Menurut NielsenIQ, 63% Gen Z dan 58% milenial lebih memilih membeli produk yang dianggap ramah lingkungan, bahkan untuk perayaan seperti Halloween. Ini terlihat dari meningkatnya penjualan kostum bekas (secondhand), dekorasi daur ulang, hingga produk permen yang menggunakan kemasan biodegradable.
Dari Plastik ke Daur Ulang
Jika sebelumnya rumah-rumah dihiasi dengan plastik dan dekorasi sekali pakai, kini banyak keluarga muda beralih ke bahan yang bisa digunakan kembali.
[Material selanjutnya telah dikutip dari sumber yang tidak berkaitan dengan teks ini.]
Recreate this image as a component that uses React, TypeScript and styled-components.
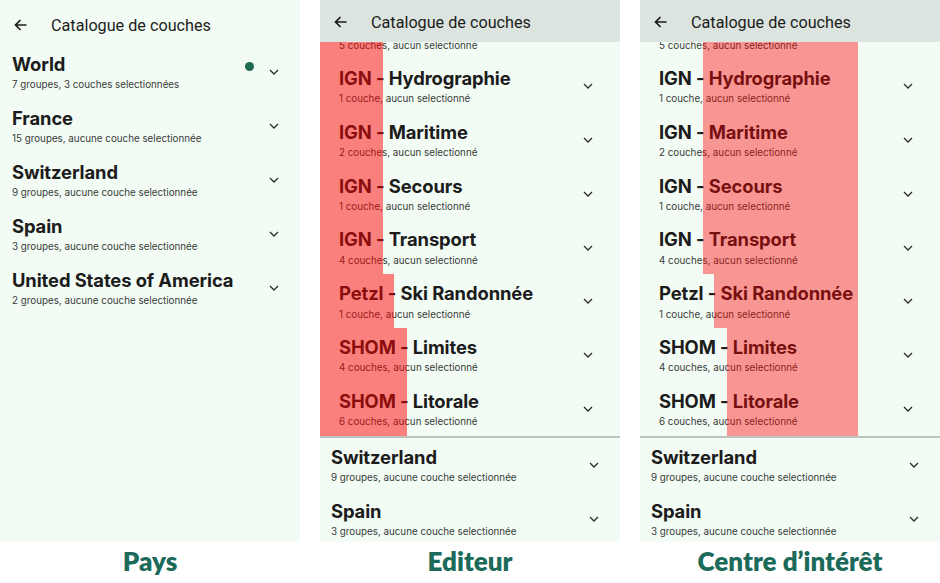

Di platform seperti Depop dan Vinted, kostum vintage dan daur ulang meningkat tajam pada Oktober. Bahkan, banyak influencer Gen Z mengampanyekan DIY Halloween, mendorong kreativitas tanpa menambah limbah plastik baru.
Tahun 2025 juga ditandai dengan kondisi ekonomi global yang belum sepenuhnya stabil. Namun, bagi generasi muda, berhemat bukan berarti kehilangan semangat Halloween. Mereka beradaptasi dengan cara yang kreatif dan efisien.
NielsenIQ mencatat bahwa sekitar 70% konsumen Gen Z lebih suka membuat dekorasi sendiri dari bahan rumah tangga — seperti botol kaca, kain sisa, atau bahkan daun kering. Di TikTok, tagar #EcoHalloween telah ditonton lebih dari 120 juta kali, menunjukkan antusiasme global untuk merayakan dengan cara yang lebih hijau.
Isu keberlanjutan juga merambah ke industri makanan. Beberapa merek besar seperti Mars Wrigley dan Nestlé telah mulai memperkenalkan kemasan daur ulang untuk produk permen mereka. Bahkan beberapa merek kecil berbasis komunitas menawarkan permen berbahan organik atau fair-trade chocolate, yang lebih etis dan ramah bumi.
Menurut Euromonitor International (2025), permintaan untuk produk dengan label “eco-friendly” naik 18% di pasar musiman seperti Halloween. Ini menandakan bahwa konsumen bukan hanya peduli harga, tapi juga nilai moral di balik produk yang mereka beli.
Seram tapi Berkelanjutan
Halloween kini mencerminkan identitas baru generasi muda: ekspresif, kreatif, namun tetap beretika. Mereka tidak sekadar meniru tren — mereka menciptakan tren. Kostum dari bahan bekas, pesta tanpa limbah, dan dekorasi alami menjadi simbol kebanggaan baru.
Dalam survei NielsenIQ, 54% responden Gen Z menyebut bahwa mereka merasa lebih “autentik” ketika mengenakan kostum hasil karya sendiri dibanding kostum pabrikan. Ini menunjukkan bahwa kreativitas kini berjalan beriringan dengan kepedulian terhadap planet.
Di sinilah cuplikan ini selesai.